▶ [MATERIAL]:
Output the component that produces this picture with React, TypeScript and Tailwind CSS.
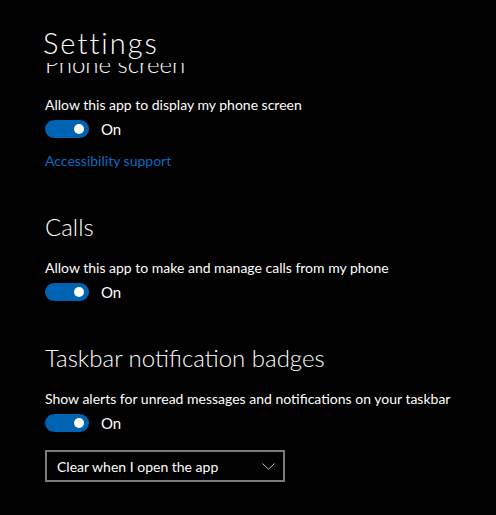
function Toggle() {
    return (
        <div className="flex items-center gap-3 h-[18px]">
            <div className="w-[44px] h-[18px] rounded-full bg-[#0063b1] flex items-center justify-end pr-[5px]">
                <div className="w-[10px] h-[10px] rounded-full bg-white" />
            </div>
            <span className="text-[15px] leading-[18px] text-white">On</span>
        </div>
    );
}

export default function App() {
    return (
        <div
            className="w-[496px] h-[515px] bg-black text-white flex flex-col overflow-hidden"
            style={{ fontFamily: 'Lato, "Open Sans", sans-serif' }}
        >
            <header className="h-[63px] shrink-0 pl-[43px] pt-[25px] bg-black">
                <h1 className="text-[29px] font-light leading-[36px] tracking-[2px]">Settings</h1>
            </header>

            <div className="flex-1 overflow-hidden pl-[45px]">
                <div className="-mt-[14px] flex flex-col">
                    <h2 className="text-[24px] font-light leading-[30px]">Phone screen</h2>
                    <p className="mt-[16px] text-[14px] leading-[20px]">Allow this app to display my phone screen</p>
                    <div className="mt-[5px]"><Toggle /></div>
                    <a className="mt-[13px] text-[14px] leading-[20px] text-[#0b6bc4] self-start">Accessibility support</a>

                    <h2 className="mt-[41px] text-[24px] font-light leading-[30px]">Calls</h2>
                    <p className="mt-[16px] text-[14px] leading-[20px]">Allow this app to make and manage calls from my phone</p>
                    <div className="mt-[5px]"><Toggle /></div>

                    <h2 className="mt-[42px] text-[24px] font-light leading-[30px]">Taskbar notification badges</h2>
                    <p className="mt-[16px] text-[14px] leading-[20px]">Show alerts for unread messages and notifications on your taskbar</p>
                    <div className="mt-[5px]"><Toggle /></div>

                    <div className="mt-[18px] w-[240px] h-[32px] border-2 border-[#7a7a7a] flex items-center justify-between pl-[10px] pr-[8px]">
                        <span className="text-[14px]">Clear when I open the app</span>
                        <svg width="13" height="7" viewBox="0 0 13 7" fill="none" className="text-[#bdbdbd]">
                            <polyline points="0.5,0.5 6.5,6.2 12.5,0.5" stroke="currentColor" strokeWidth="1" />
                        </svg>
                    </div>
                </div>
            </div>
        </div>
    );
}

▶ [WHAT THE TASK ASKS]: Spot every line that holds "this" and copy it.

▶ [SOLVED EXERCISE]:
Output the component that produces this picture with React, TypeScript and Tailwind CSS.
                    <p className="mt-[16px] text-[14px] leading-[20px]">Allow this app to display my phone screen</p>
                    <p className="mt-[16px] text-[14px] leading-[20px]">Allow this app to make and manage calls from my phone</p>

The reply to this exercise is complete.